— start of Listed entries —
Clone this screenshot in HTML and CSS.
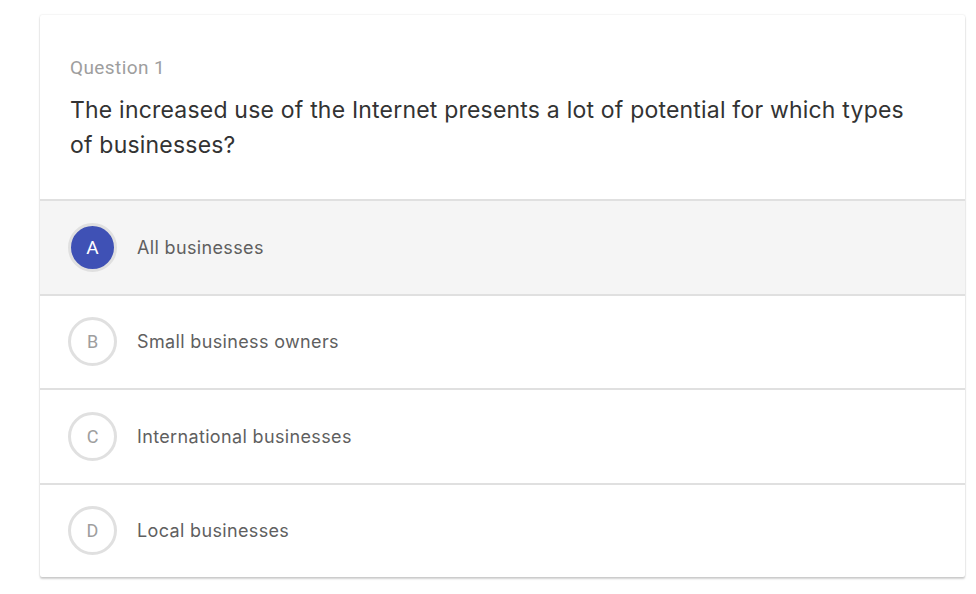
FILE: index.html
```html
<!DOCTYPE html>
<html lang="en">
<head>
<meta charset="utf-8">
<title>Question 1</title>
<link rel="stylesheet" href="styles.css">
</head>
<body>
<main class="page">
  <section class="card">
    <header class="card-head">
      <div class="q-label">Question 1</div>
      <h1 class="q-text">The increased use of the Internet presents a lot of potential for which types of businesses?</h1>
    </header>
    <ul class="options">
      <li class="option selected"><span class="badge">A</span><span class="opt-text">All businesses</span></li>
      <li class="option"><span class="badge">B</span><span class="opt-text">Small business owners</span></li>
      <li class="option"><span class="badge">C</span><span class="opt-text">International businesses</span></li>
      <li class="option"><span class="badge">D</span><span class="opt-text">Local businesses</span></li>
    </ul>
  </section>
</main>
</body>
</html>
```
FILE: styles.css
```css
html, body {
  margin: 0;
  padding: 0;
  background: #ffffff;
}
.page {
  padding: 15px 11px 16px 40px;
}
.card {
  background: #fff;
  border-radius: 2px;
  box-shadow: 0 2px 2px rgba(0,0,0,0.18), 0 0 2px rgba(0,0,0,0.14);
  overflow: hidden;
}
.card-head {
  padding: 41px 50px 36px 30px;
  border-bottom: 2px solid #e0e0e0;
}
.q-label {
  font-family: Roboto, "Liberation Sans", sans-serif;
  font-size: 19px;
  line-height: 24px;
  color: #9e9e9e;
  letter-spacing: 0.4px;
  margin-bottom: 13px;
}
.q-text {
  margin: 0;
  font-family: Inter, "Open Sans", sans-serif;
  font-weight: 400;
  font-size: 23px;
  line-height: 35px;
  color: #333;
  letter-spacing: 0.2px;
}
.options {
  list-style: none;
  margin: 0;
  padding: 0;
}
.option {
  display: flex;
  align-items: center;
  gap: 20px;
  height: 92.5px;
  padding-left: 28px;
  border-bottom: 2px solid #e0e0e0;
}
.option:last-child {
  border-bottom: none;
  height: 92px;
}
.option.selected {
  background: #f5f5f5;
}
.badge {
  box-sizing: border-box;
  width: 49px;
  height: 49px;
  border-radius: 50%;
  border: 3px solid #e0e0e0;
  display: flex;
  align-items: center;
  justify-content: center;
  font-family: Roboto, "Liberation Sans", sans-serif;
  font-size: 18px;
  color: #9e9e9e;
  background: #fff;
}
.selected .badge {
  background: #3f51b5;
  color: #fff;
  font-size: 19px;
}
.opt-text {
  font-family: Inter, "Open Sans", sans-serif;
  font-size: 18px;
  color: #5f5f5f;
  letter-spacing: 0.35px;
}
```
— end of Listed entries —
— start of Listed entries —
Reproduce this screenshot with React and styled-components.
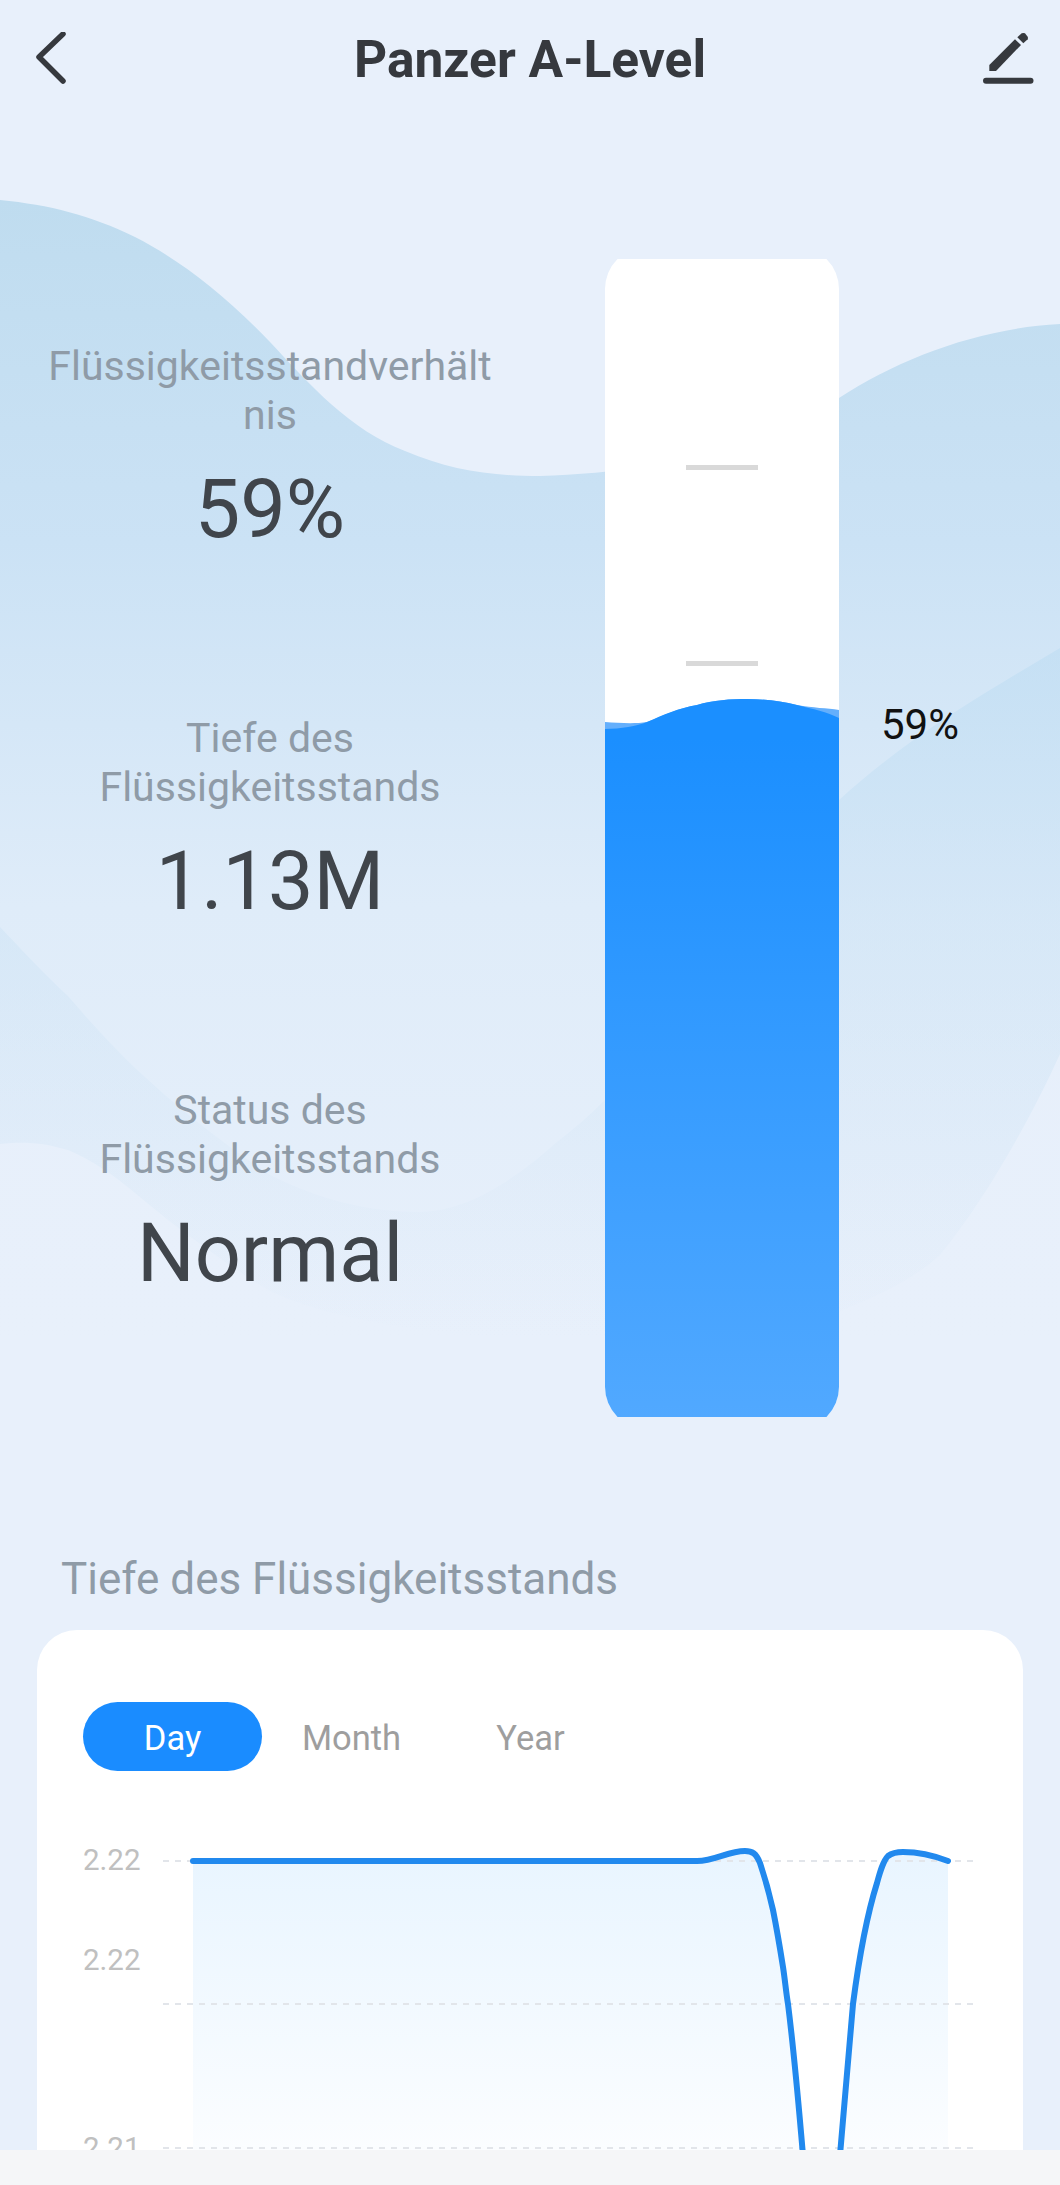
— end of Listed entries —
Task requirements >> From the entries above, copy every line where the word "screenshot" shows up.

The solution >>
Clone this screenshot in HTML and CSS.
Reproduce this screenshot with React and styled-components.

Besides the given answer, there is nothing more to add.